While this might be good for large companies, it's dangerous for startups. Someone else has complete control over the infrastructure of your business and it not only makes it difficult for you to make simple changes that could save you money, but it's very expensive compared to traditional servers that you run yourself.

I run all of my own servers and it would cost me 10X to run it on AWS.

Too many startups outsource their infrastructure or create a business that relies completely on another business platform like Twitter/Facebook and then get squashed when things change or the platform doesn't want you to have too much power.

The book called 'Hatching Twitter' shows exactly this mindset: 3rd party API users were cut-off because the execs at Twitter realized that only a few of the 3rd party apps together had enough of a user base to compete with Twitter.

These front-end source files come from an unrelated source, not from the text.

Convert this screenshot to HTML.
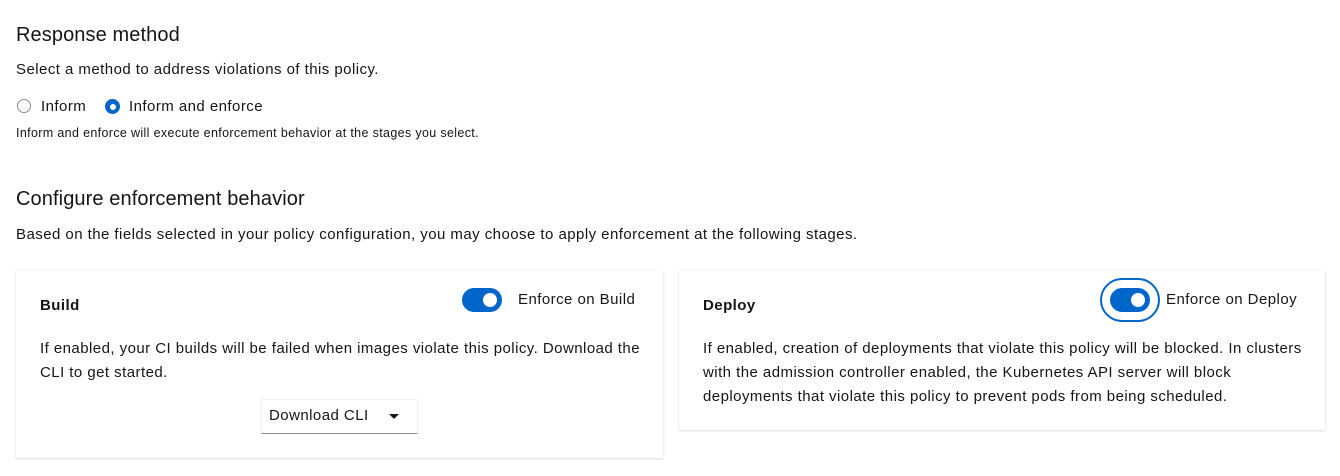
<!DOCTYPE html>
<html><head><style>
body{margin:0;width:1340px;height:476px;background:#fff;font-family:"Liberation Sans",sans-serif;color:#151515;position:relative;overflow:hidden}
.a{position:absolute;white-space:nowrap}
h2{font-size:20px;font-weight:400;margin:0;letter-spacing:0.1px}
.p{font-size:15px;letter-spacing:0.45px}
.s{font-size:12.5px;letter-spacing:0.35px}
.card{position:absolute;background:#fff;box-shadow:0 1px 2px rgba(3,3,3,.12),0 0 2px rgba(3,3,3,.06)}
.tog{position:absolute;width:40px;height:24px;border-radius:12px;background:#0066cc}
.tog:after{content:"";position:absolute;right:5px;top:5px;width:14px;height:14px;border-radius:50%;background:#fff}
</style></head><body>
<h2 class="a" style="left:16px;top:24px">Response method</h2>
<div class="a p" style="left:16px;top:61px">Select a method to address violations of this policy.</div>
<div class="a" style="left:17px;top:99px;width:14px;height:14px;border:1px solid #8a8d90;border-radius:50%;box-sizing:border-box"></div>
<div class="a p" style="left:41px;top:98px">Inform</div>
<div class="a" style="left:105px;top:99px;width:15px;height:15px;border-radius:50%;background:#0066cc"><div style="position:absolute;left:4.5px;top:4.5px;width:6px;height:6px;border-radius:50%;background:#fff"></div></div>
<div class="a p" style="left:129px;top:98px">Inform and enforce</div>
<div class="a s" style="left:16px;top:126px">Inform and enforce will execute enforcement behavior at the stages you select.</div>
<h2 class="a" style="left:16px;top:188px">Configure enforcement behavior</h2>
<div class="a p" style="left:16px;top:226px">Based on the fields selected in your policy configuration, you may choose to apply enforcement at the following stages.</div>

<div class="card" style="left:16px;top:270px;width:647px;height:188px"></div>
<div class="a p" style="left:40px;top:297px;font-weight:700">Build</div>
<div class="tog" style="left:462px;top:288px"></div>
<div class="a p" style="left:518px;top:291px">Enforce on Build</div>
<div class="a p" style="left:40px;top:337px;line-height:24px;white-space:normal;width:605px">If enabled, your CI builds will be failed when images violate this policy. Download the CLI to get started.</div>
<div class="a" style="left:261px;top:399px;width:157px;height:35px;box-sizing:border-box;border:1px solid #f0f0f0;border-bottom:1px solid #8a8d90"></div>
<div class="a p" style="left:269px;top:407px">Download CLI</div>
<div class="a" style="left:389px;top:414px;width:0;height:0;border-left:5px solid transparent;border-right:5px solid transparent;border-top:5px solid #151515"></div>

<div class="card" style="left:679px;top:270px;width:646px;height:160px"></div>
<div class="a p" style="left:703px;top:297px;font-weight:700">Deploy</div>
<div class="a" style="left:1100px;top:278px;width:60px;height:44px;border:2px solid #0066cc;border-radius:22px;box-sizing:border-box"></div>
<div class="tog" style="left:1110px;top:288px"></div>
<div class="a p" style="left:1166px;top:291px">Enforce on Deploy</div>
<div class="a p" style="left:703px;top:337px;line-height:24px;white-space:normal;width:605px">If enabled, creation of deployments that violate this policy will be blocked. In clusters with the admission controller enabled, the Kubernetes API server will block deployments that violate this policy to prevent pods from being scheduled.</div>
</body></html>
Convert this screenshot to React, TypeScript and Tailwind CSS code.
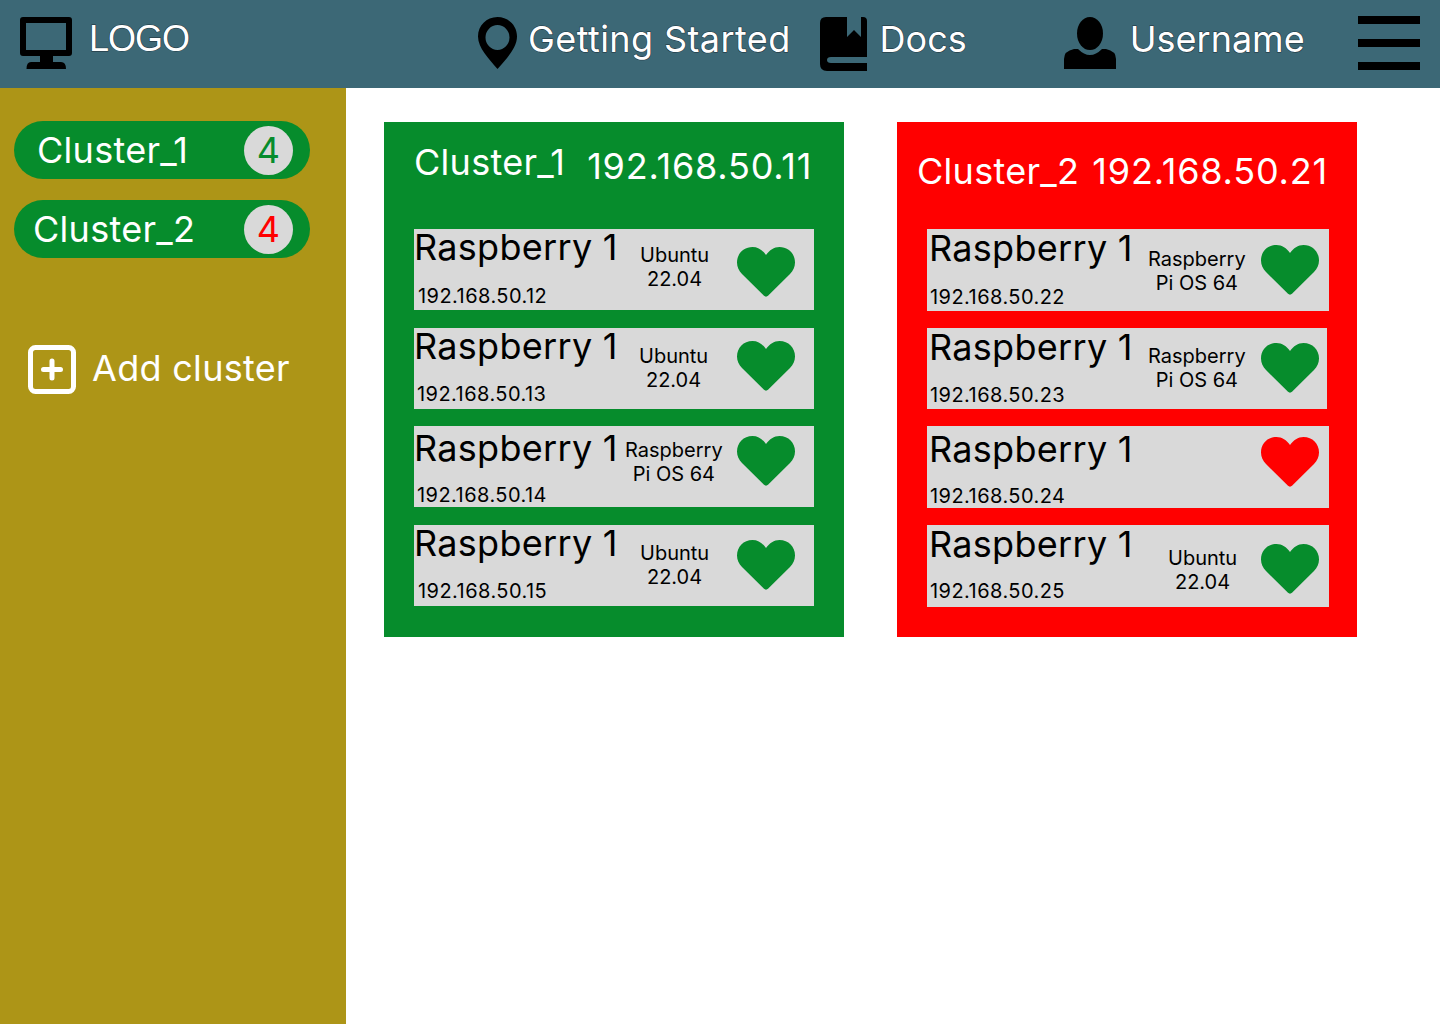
type Node = {
  ip: string;
  os?: string[];
  heart?: string;
  titleTop: string;
  ipLeft: string;
  ipTop: string;
  leftW: string;
  osTop?: string;
  heartTop: string;
  size: string;
};

const greenNodes: Node[] = [
  { ip: "192.168.50.12", os: ["Ubuntu", "22.04"], titleTop: "mt-[-4px]", ipLeft: "ml-1", ipTop: "mt-[15px]", leftW: "w-[226px]", osTop: "mt-[14px]", heartTop: "mt-[18px]", size: "w-[400px] h-[81px]" },
  { ip: "192.168.50.13", os: ["Ubuntu", "22.04"], titleTop: "mt-[-4px]", ipLeft: "ml-[3px]", ipTop: "mt-[14px]", leftW: "w-[225px]", osTop: "mt-[16px]", heartTop: "mt-[13px]", size: "w-[400px] h-[81px]" },
  { ip: "192.168.50.14", os: ["Raspberry", "Pi OS 64"], titleTop: "mt-0", ipLeft: "ml-[3px]", ipTop: "mt-[13px]", leftW: "w-[211px]", osTop: "mt-[12px]", heartTop: "mt-[10px]", size: "w-[400px] h-[81px]" },
  { ip: "192.168.50.15", os: ["Ubuntu", "22.04"], titleTop: "mt-[-4px]", ipLeft: "ml-1", ipTop: "mt-[14px]", leftW: "w-[226px]", osTop: "mt-4", heartTop: "mt-[15px]", size: "w-[400px] h-[81px]" },
];

const redNodes: Node[] = [
  { ip: "192.168.50.22", os: ["Raspberry", "Pi OS 64"], titleTop: "mt-[-3px]", ipLeft: "ml-[3px]", ipTop: "mt-[15px]", leftW: "w-[221px]", osTop: "mt-[18px]", heartTop: "mt-[16px]", size: "w-[402px] h-[82px]" },
  { ip: "192.168.50.23", os: ["Raspberry", "Pi OS 64"], titleTop: "mt-[-3px]", ipLeft: "ml-[3px]", ipTop: "mt-[14px]", leftW: "w-[221px]", osTop: "mt-[16px]", heartTop: "mt-[15px]", size: "w-[400px] h-[81px]" },
  { ip: "192.168.50.24", heart: "text-[#ff0000]", titleTop: "mt-px", ipLeft: "ml-[3px]", ipTop: "mt-[13px]", leftW: "w-[221px]", heartTop: "mt-[11px]", size: "w-[402px] h-[82px]" },
  { ip: "192.168.50.25", os: ["Ubuntu", "22.04"], titleTop: "mt-[-3px]", ipLeft: "ml-[3px]", ipTop: "mt-[13px]", leftW: "w-[241px]", osTop: "mt-[21px]", heartTop: "mt-[19px]", size: "w-[402px] h-[82px]" },
];

function Heart({ className }: { className: string }) {
  return (
    <svg viewBox="0 0 58 50" className={className} fill="currentColor">
      <path d="M29 8C25.5 3 21 0 15.5 0 6.5 0 0 6.8 0 15.5c0 4.6 1.9 8.400 5 11.500L27 48.800c1.100 1.100 2.900 1.100 4 0L53 27c3.100-3.100 5-6.900 5-11.500C58 6.800 51.500 0 42.500 0 37 0 32.500 3 29 8Z" />
    </svg>
  );
}

function NodeRow({ node, titleLeft, heartRight }: { node: Node; titleLeft: string; heartRight: string }) {
  return (
    <div className={`flex shrink-0 bg-[#d9d9d9] text-black ${node.size}`}>
      <div className={`shrink-0 ${node.leftW}`}>
        <div className={`text-[36px] leading-[44px] tracking-[0.3px] whitespace-nowrap ${titleLeft} ${node.titleTop}`}>Raspberry 1</div>
        <div className={`text-[20px] leading-[24px] tracking-[0.45px] whitespace-nowrap ${node.ipLeft} ${node.ipTop}`}>{node.ip}</div>
      </div>
      {node.os && (
        <div className={`text-[20px] leading-[24px] text-center whitespace-nowrap ${node.osTop}`}>
          {node.os.map((line) => (
            <div key={line}>{line}</div>
          ))}
        </div>
      )}
      <Heart className={`ml-auto h-[50px] w-[58px] shrink-0 ${heartRight} ${node.heartTop} ${node.heart ?? "text-[#068c2c]"}`} />
    </div>
  );
}

function PillItem({ name, textLeft, countColor }: { name: string; textLeft: string; countColor: string }) {
  return (
    <div className="flex h-[58px] w-[296px] items-center rounded-[29px] bg-[#068c2c]">
      <span className={`text-[36px] tracking-[0.3px] text-white ${textLeft}`}>{name}</span>
      <span className={`ml-auto mr-[17px] flex size-[49px] items-center justify-center rounded-full bg-[#d9d9d9] text-[36px] ${countColor}`}>4</span>
    </div>
  );
}

const navText = "text-[36px] leading-[44px] text-white [-webkit-text-stroke:1px_#1c2f36] [paint-order:stroke_fill] whitespace-nowrap";

export default function App() {
  return (
    <div className="flex h-[1024px] w-[1440px] flex-col overflow-hidden bg-white font-['Inter',sans-serif]">
      <header className="flex h-[88px] shrink-0 items-start bg-[#3c6876] pl-5">
        <svg viewBox="0 0 52 52" className="mt-[17px] h-[52px] w-[52px] shrink-0">
          <path fillRule="evenodd" d="M3 0H49A3 3 0 0 1 52 3V36A3 3 0 0 1 49 39H33V45H41Q46 45 46 52H6.500Q6.500 45 11 45H20V39H3A3 3 0 0 1 0 36V3A3 3 0 0 1 3 0ZM6 6V33H46V6Z" />
        </svg>
        <span className={`ml-[17px] mt-[17px] tracking-[-1px] font-['Liberation_Sans',sans-serif] ${navText}`}>LOGO</span>

        <svg viewBox="0 0 39 52" className="ml-[289px] mt-[17px] h-[52px] w-[39px] shrink-0">
          <path fillRule="evenodd" d="M19.500 0C30.500 0 39 8.500 39 19.500C39 31 28 42 19.500 52C11 42 0 31 0 19.500C0 8.500 8.500 0 19.500 0ZM19.500 8A12 12.500 0 1 0 19.500 33A12 12.500 0 1 0 19.500 8Z" />
        </svg>
        <span className={`ml-[11px] mt-[17px] tracking-[0.4px] ${navText}`}>Getting Started</span>

        <svg viewBox="0 0 47 54" className="ml-[29px] mt-[17px] h-[54px] w-[47px] shrink-0">
          <path d="M6 0H27V20L34 13L41 20V0H43Q47 0 47 4V40H11Q7 40 7 43Q7 46 11 46H47V54H7Q0 54 0 47V6Q0 0 6 0Z" />
        </svg>
        <span className={`ml-[13px] mt-[17px] ${navText}`}>Docs</span>

        <svg viewBox="0 0 52 52" className="ml-[97px] mt-[17px] h-[52px] w-[52px] shrink-0">
          <ellipse cx="26" cy="16.500" rx="13" ry="16.500" />
          <path d="M0 52V42Q0 34 10 32L14 32Q20 38 26 38Q32 38 38 32L42 32Q52 34 52 42V52Z" />
        </svg>
        <span className={`ml-[14px] mt-[17px] ${navText}`}>Username</span>

        <div className="ml-auto mr-5 mt-4 flex w-[62px] flex-col gap-[15px]">
          <div className="h-2 bg-black" />
          <div className="h-2 bg-black" />
          <div className="h-2 bg-black" />
        </div>
      </header>

      <div className="flex min-h-0 flex-1">
        <aside className="flex w-[346px] shrink-0 flex-col bg-[#ad9517] pl-[14px] pt-[33px]">
          <PillItem name="Cluster_1" textLeft="ml-[23px]" countColor="text-[#068c2c]" />
          <div className="mt-[21px]">
            <PillItem name="Cluster_2" textLeft="ml-[19px]" countColor="text-[#ff0000]" />
          </div>
          <div className="ml-[14px] mt-[87px] flex items-center text-white">
            <svg viewBox="0 0 48 49" className="h-[49px] w-[48px] shrink-0">
              <rect x="2.500" y="2.500" width="43" height="44" rx="5" fill="none" stroke="white" strokeWidth="5" />
              <path d="M24 16V33M15.500 24.500H32.500" stroke="white" strokeWidth="5" strokeLinecap="round" />
            </svg>
            <span className="ml-4 mt-[-4px] text-[36px] leading-[44px] tracking-[0.3px] whitespace-nowrap">Add cluster</span>
          </div>
        </aside>

        <main className="flex flex-1 items-start gap-[53px] pl-[38px] pt-[34px]">
          <section className="flex h-[515px] w-[460px] flex-col bg-[#068c2c] pl-[30px]">
            <div className="flex h-[107px] shrink-0 text-white">
              <span className="mt-[18px] text-[36px] leading-[44px] tracking-[0.3px]">Cluster_1</span>
              <span className="ml-[22px] mt-5 text-[36px] leading-[48px] tracking-[0.8px]">192.168.50.11</span>
            </div>
            {greenNodes.map((node, i) => (
              <div key={node.ip} className={i === 2 ? "mt-[17px]" : i === 0 ? "" : "mt-[18px]"}>
                <NodeRow node={node} titleLeft="ml-0" heartRight="mr-[19px]" />
              </div>
            ))}
          </section>

          <section className="flex h-[515px] w-[460px] flex-col bg-[#ff0000] pl-[30px]">
            <div className="flex h-[107px] shrink-0 text-white">
              <span className="ml-[-10px] mt-[27px] text-[36px] leading-[44px] tracking-[0.3px]">Cluster_2</span>
              <span className="ml-[13px] mt-[25px] text-[36px] leading-[48px] tracking-[0.8px]">192.168.50.21</span>
            </div>
            {redNodes.map((node, i) => (
              <div key={node.ip} className={i === 0 ? "" : "mt-[17px]"}>
                <NodeRow node={node} titleLeft="ml-[2px]" heartRight={node.size.startsWith("w-[402px]") ? "mr-[10px]" : "mr-2"} />
              </div>
            ))}
          </section>
        </main>
      </div>
    </div>
  );
}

Which is why all of these services follow the same handbook: have generous access to the API, after this brings in and builds the user base, Cut-off access and severely limit the API (to prevent users from leaving).

One other step is charging so much money for the API access that it bankrupts most of these businesses and then launch a competing app.

1 comments

I think you're missing a huge point there in terms of time to market and stuff an organisation wants to deal with. No matter how good I get at server ops, Amazon will always be way better than me. They probably have patents on how to cool data centres. A small company, like mine, has to choose its battles if it's to launch products quickly, and competing in server maintenance isn't what will make those products better.

And sure, I can self-host something and it's going to be cheaper if you just measure the cost of hardware. but count in the cost of humans maintaining that, patching the OS, dealing with security, working the network etc. You might be particularly good at that (and if you're running all your stuff you probably are), but I'm not. And I don't want to be. I want to focus on building stuff that I care about. So paying a bit more for server hosting works out a lot cheaper than managing all that myself, as I can focus on other things.

On the whole serverless thing - yes, it's a buzzword, but people tend to look at it from a technical perspective which is all wrong. the financial side is what matters. the tech isn't really that exciting there -- sure, there's a lot of new tech like containers, but the major change is that I'm only paying for stuff when it does something useful, instead of paying for servers to sit idle. But that's a topic for a completely different discussion. I published some of my thoughts on it here: https://gojko.net/2016/08/27/serverless.html

like I said, it's all about control. It gives a company like Amazon too much control over your business..especially when it comes to price.

Most hosting providers take care of any hardware issues and open source has come a long way. It's not that difficult to manage and scale a medium-traffic website.

In all likelihood, you will never need the level of scaling Amazon provides and are overpaying for the service.

I've been running web businesses for over a decade and have seen many companies fold because they give too much control to another business.